The U.S. Environmental Protection Agency's (EPA) Diesel Emissions Reduction National Program has selected UPS for an award of $473,939 to reduce particulate matter generated by diesel engines at the company's WorldportSM global all-points air hub.

The EPA funding will be disbursed to the Kentucky Clean Fuels Coalition, which in turn will distribute the monies to the UPS Airlines. The grant will fund two projects to reduce particulate matter: the replacement of diesel engines in ground support cargo tugs and the extension of ground electricity to parked aircraft. 

In the first project, UPS will replace diesel engines in 92 tugs with much cleaner gasoline engines. Since the particulate matter emissions are nearly zero for the new engines, replacing the diesel engines will have the net effect of removing 5.3 tons of particulate matter per year from the air. 

In the second project, UPS will install electric units to power aircraft parked at Worldport, allowing them to avoid the use of 26 diesel generators. Although commercial electrical power does require burning fuel at a power plant, removing the diesel generators from the airport will eliminate 2.2 tons of particulate matter per year in Louisville.

These two projects are the latest contributions toward UPS's comprehensive sustainability strategy. The company's Louisville-based airline division has undertaken extensive efforts to reduce fossil fuel consumption, minimize noise and reduce greenhouse gas emissions by optimizing flight routes and speeds, managing aircraft dispatch and taxi times, shutting down unneeded engines for taxiing and experimenting with alternative fuels in ground support vehicles.

As Louisville seeks to improve its air quality, community leaders appreciate UPS's corporate citizenship. "We have come a long way in improving our air quality in Louisville but we still need to improve," said Louisville Metro Mayor Jerry Abramson. "This move by UPS helps our city move toward cleaner air."

"Reducing emissions from vehicles and diesel equipment is one of the most important air quality challenges facing us today," added Jeff Lykins, Kentucky Clean Fuels Coalition president and Lykins Oil president. 

UPS's first foray into alternative fuel vehicles was with a fleet of electric vehicles that operated in New York in the 1930's. For decades, UPS has played a leadership role in the demonstration of innovative alternative vehicle technologies and fuels. Today UPS operates the largest alternative fuel powered fleet of ground vehicles in the United States. The company works directly with leading engine manufacturers to identify applications and develop efficient on and off-road vehicles and equipment.  

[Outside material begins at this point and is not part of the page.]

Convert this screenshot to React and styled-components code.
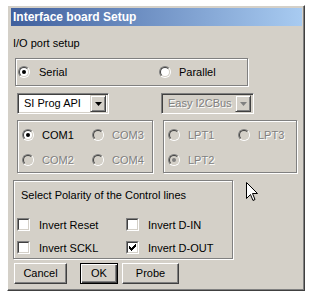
import React from "react";
import styled, { createGlobalStyle } from "styled-components";

const Global = createGlobalStyle`
  html, body { margin: 0; padding: 0; background: #ffffff; }
  body { font-family: "Liberation Sans", Arial, sans-serif; font-size: 11px; }
  #root { position: relative; }
`;

const Page = styled.div`
  position: relative;
  padding: 5px 0 0 7px;
  width: 316px;
  height: 296px;
  box-sizing: border-box;
`;

const Window = styled.div`
  box-sizing: border-box;
  width: 298px;
  height: 286px;
  background: #d4d0c8;
  border-style: solid;
  border-width: 1px;
  border-color: #ffffff #404040 #404040 #ffffff;
  box-shadow: inset -1px -1px 0 #808080;
  padding: 2px 2px 0 3px;
  display: flex;
  flex-direction: column;
  align-items: flex-start;
`;

const TitleBar = styled.div`
  align-self: stretch;
  height: 18px;
  background: linear-gradient(to right, #3f5f9d, #a8cbf1);
  color: #ffffff;
  font-weight: bold;
  font-size: 12px;
  line-height: 18px;
  padding-left: 2px;
  white-space: nowrap;
`;

const SectionLabel = styled.div`
  margin-top: 11px;
  padding-left: 2px;
  line-height: 13px;
  height: 13px;
  color: #000;
`;

const Group = styled.div`
  box-sizing: border-box;
  flex: none;
  width: ${(p) => p.$w}px;
  max-width: ${(p) => p.$w}px;
  height: ${(p) => p.$h}px;
  margin-top: ${(p) => p.$mt || 0}px;
  margin-left: ${(p) => p.$ml || 0}px;
  border: 1px solid #808080;
  box-shadow: 1px 1px 0 #ffffff, inset 1px 1px 0 #ffffff;
`;

const PortGroup = styled(Group)`
  display: flex;
  align-items: center;
  padding-left: 2px;
`;

const PortCell = styled.div`
  width: ${(p) => p.$w}px;
  display: flex;
`;

const ComboRow = styled.div`
  display: flex;
  margin-top: 7px;
  margin-left: 6px;
  gap: 52px;
`;

const ComboBox = styled.div`
  box-sizing: border-box;
  width: ${(p) => p.$w}px;
  height: 21px;
  border-style: solid;
  border-width: 1px;
  border-color: #808080 #ffffff #ffffff #808080;
  box-shadow: inset 1px 1px 0 #404040, inset -1px -1px 0 #d4d0c8;
  background: ${(p) => (p.$disabled ? "#d4d0c8" : "#ffffff")};
  display: flex;
  align-items: center;
  padding: 2px;
`;

const ComboText = styled.span`
  flex: 1;
  padding-left: 4px;
  line-height: 15px;
  color: ${(p) => (p.$disabled ? "#808080" : "#000")};
  text-shadow: ${(p) => (p.$disabled ? "1px 1px 0 #ffffff" : "none")};
  white-space: nowrap;
`;

const DropButton = styled.div`
  box-sizing: border-box;
  width: 16px;
  height: 17px;
  background: #d4d0c8;
  border-style: solid;
  border-width: 1px;
  border-color: #d4d0c8 #404040 #404040 #d4d0c8;
  box-shadow: inset 1px 1px 0 #ffffff, inset -1px -1px 0 #808080;
  display: flex;
  align-items: center;
  justify-content: center;
`;

const GroupsRow = styled.div`
  display: flex;
  margin-top: 6px;
  margin-left: 6px;
  gap: 10px;
`;

const RadioGrid = styled(Group)`
  display: grid;
  grid-template-columns: 70px auto;
  grid-auto-rows: 13px;
  row-gap: 12px;
  padding: 7px 0 0 4px;
  align-content: start;
`;

const Item = styled.label`
  display: flex;
  align-items: center;
  height: 13px;
  white-space: nowrap;
  color: ${(p) => (p.$disabled ? "#808080" : "#000")};
  text-shadow: ${(p) => (p.$disabled ? "1px 1px 0 #ffffff" : "none")};
`;

const RadioOuter = styled.span`
  box-sizing: border-box;
  flex: none;
  width: 12px;
  height: 12px;
  border-radius: 50%;
  border: 1px solid;
  border-color: #808080 #ffffff #ffffff #808080;
  margin-right: ${(p) => p.$gap}px;
  display: flex;
`;

const RadioInner = styled.span`
  box-sizing: border-box;
  width: 10px;
  height: 10px;
  border-radius: 50%;
  border: 1px solid;
  border-color: #404040 #d4d0c8 #d4d0c8 #404040;
  background: ${(p) => (p.$disabled ? "#d4d0c8" : "#ffffff")};
  display: flex;
  align-items: center;
  justify-content: center;
`;

const RadioDot = styled.span`
  width: 4px;
  height: 4px;
  border-radius: 50%;
  background: ${(p) => (p.$disabled ? "#808080" : "#000")};
`;

const PolarityGroup = styled(Group)`
  padding: 8px 0 0 3px;
  display: flex;
  flex-direction: column;
  overflow: visible;
`;

const PolarityTitle = styled.div`
  line-height: 13px;
  padding-left: 4px;
  white-space: nowrap;
`;

const CheckGrid = styled.div`
  display: grid;
  grid-template-columns: 109px auto;
  grid-auto-rows: 13px;
  row-gap: 10px;
  margin-top: 16px;
`;

const CheckOuter = styled.span`
  box-sizing: border-box;
  flex: none;
  width: 13px;
  height: 13px;
  border: 1px solid;
  border-color: #808080 #ffffff #ffffff #808080;
  margin-right: 9px;
  display: flex;
`;

const CheckInner = styled.span`
  box-sizing: border-box;
  width: 11px;
  height: 11px;
  border: 1px solid;
  border-color: #404040 #d4d0c8 #d4d0c8 #404040;
  background: #ffffff;
  display: flex;
  align-items: center;
  justify-content: center;
`;

const ButtonRow = styled.div`
  display: flex;
  align-items: center;
  margin-top: 4px;
  margin-left: 3px;
  gap: 4px;
`;

const Button = styled.div`
  box-sizing: border-box;
  width: ${(p) => p.$w}px;
  height: 21px;
  margin-right: ${(p) => p.$mr || 0}px;
  background: #d4d0c8;
  border-style: solid;
  border-width: 1px;
  border-color: ${(p) =>
    p.$default ? "#000000" : "#ffffff #404040 #404040 #ffffff"};
  box-shadow: ${(p) =>
    p.$default
      ? "inset 1px 1px 0 #ffffff, inset -1px -1px 0 #404040, inset -2px -2px 0 #808080"
      : "inset -1px -1px 0 #808080"};
  display: flex;
  align-items: center;
  justify-content: center;
  line-height: 13px;
  color: #000;
`;

const Cursor = styled.svg`
  position: absolute;
  left: 246px;
  top: 182px;
`;

function Radio({ checked, disabled, gap = 8, children }) {
  return (
    <Item $disabled={disabled}>
      <RadioOuter $gap={gap}>
        <RadioInner $disabled={disabled}>
          {checked && <RadioDot $disabled={disabled} />}
        </RadioInner>
      </RadioOuter>
      {children}
    </Item>
  );
}

function Check({ checked, children }) {
  return (
    <Item>
      <CheckOuter>
        <CheckInner>
          {checked && (
            <svg width="7" height="7" viewBox="0 0 7 7">
              <path d="M0 2h1v1h1v1h1v-1h1v-1h1v-1h1v-1h1v3h-1v1h-1v1h-1v1h-1v1h-1v-1h-1v-1h-1v-1h-1z" fill="#000" />
            </svg>
          )}
        </CheckInner>
      </CheckOuter>
      {children}
    </Item>
  );
}

function Combo({ w, disabled, children }) {
  return (
    <ComboBox $w={w} $disabled={disabled}>
      <ComboText $disabled={disabled}>{children}</ComboText>
      <DropButton>
        <svg width="7" height="4" viewBox="0 0 7 4">
          <path d="M0 0h7L3.5 4z" fill={disabled ? "#808080" : "#000"} />
        </svg>
      </DropButton>
    </ComboBox>
  );
}

export default function App() {
  return (
    <Page>
      <Global />
      <Window>
        <TitleBar>Interface board Setup</TitleBar>
        <SectionLabel>I/O port setup</SectionLabel>
        <PortGroup $w={233} $h={28} $mt={8} $ml={4}>
          <PortCell $w={141}>
            <Radio checked gap={9}>Serial</Radio>
          </PortCell>
          <PortCell $w={80}>
            <Radio gap={8}>Parallel</Radio>
          </PortCell>
        </PortGroup>
        <ComboRow>
          <Combo w={92}>SI Prog API</Combo>
          <Combo w={93} disabled>Easy I2CBus</Combo>
        </ComboRow>
        <GroupsRow>
          <RadioGrid $w={136} $h={53}>
            <Radio checked>COM1</Radio>
            <Radio disabled>COM3</Radio>
            <Radio disabled>COM2</Radio>
            <Radio disabled>COM4</Radio>
          </RadioGrid>
          <RadioGrid $w={134} $h={53}>
            <Radio disabled>LPT1</Radio>
            <Radio disabled>LPT3</Radio>
            <Radio disabled checked>LPT2</Radio>
          </RadioGrid>
        </GroupsRow>
        <PolarityGroup $w={220} $h={79} $mt={7} $ml={2}>
          <PolarityTitle>Select Polarity of the Control lines</PolarityTitle>
          <CheckGrid>
            <Check>Invert Reset</Check>
            <Check>Invert D-IN</Check>
            <Check>Invert SCKL</Check>
            <Check checked>Invert D-OUT</Check>
          </CheckGrid>
        </PolarityGroup>
        <ButtonRow>
          <Button $w={53} $mr={9}>Cancel</Button>
          <Button $w={38} $default>OK</Button>
          <Button $w={57}>Probe</Button>
        </ButtonRow>
      </Window>
      <Cursor width="12" height="20" viewBox="0 0 12 20">
        <path
          d="M0.5 0.5 V16.5 L4.5 12.5 L7 18.5 L9 17.5 L6.5 11.5 H11.5 Z"
          fill="#ffffff"
          stroke="#000000"
          strokeWidth="1"
        />
      </Cursor>
    </Page>
  );
}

About The Kentucky Clean Fuels Coalition
The Kentucky Clean Fuels Coalition is a 501c(3) organization composed of major auto manufacturers, equipment providers, private and public fleet managers, government agencies, fuel providers and universities. Its mission is to improve air quality and support economic development across Kentucky by promoting the use of clean fuels and educating about evolving technologies.

About UPS
UPS (NYSE:UPS) pursues a wide range of socially responsible and sustainable business practices designed to reduce its impact on the environment and improve communities around the world. UPS is included in the Dow Jones and FTSE4Good Sustainability Indexes, which evaluate corporations based on economic, environmental and social criteria. For more information, visit www.sustainability.ups.com.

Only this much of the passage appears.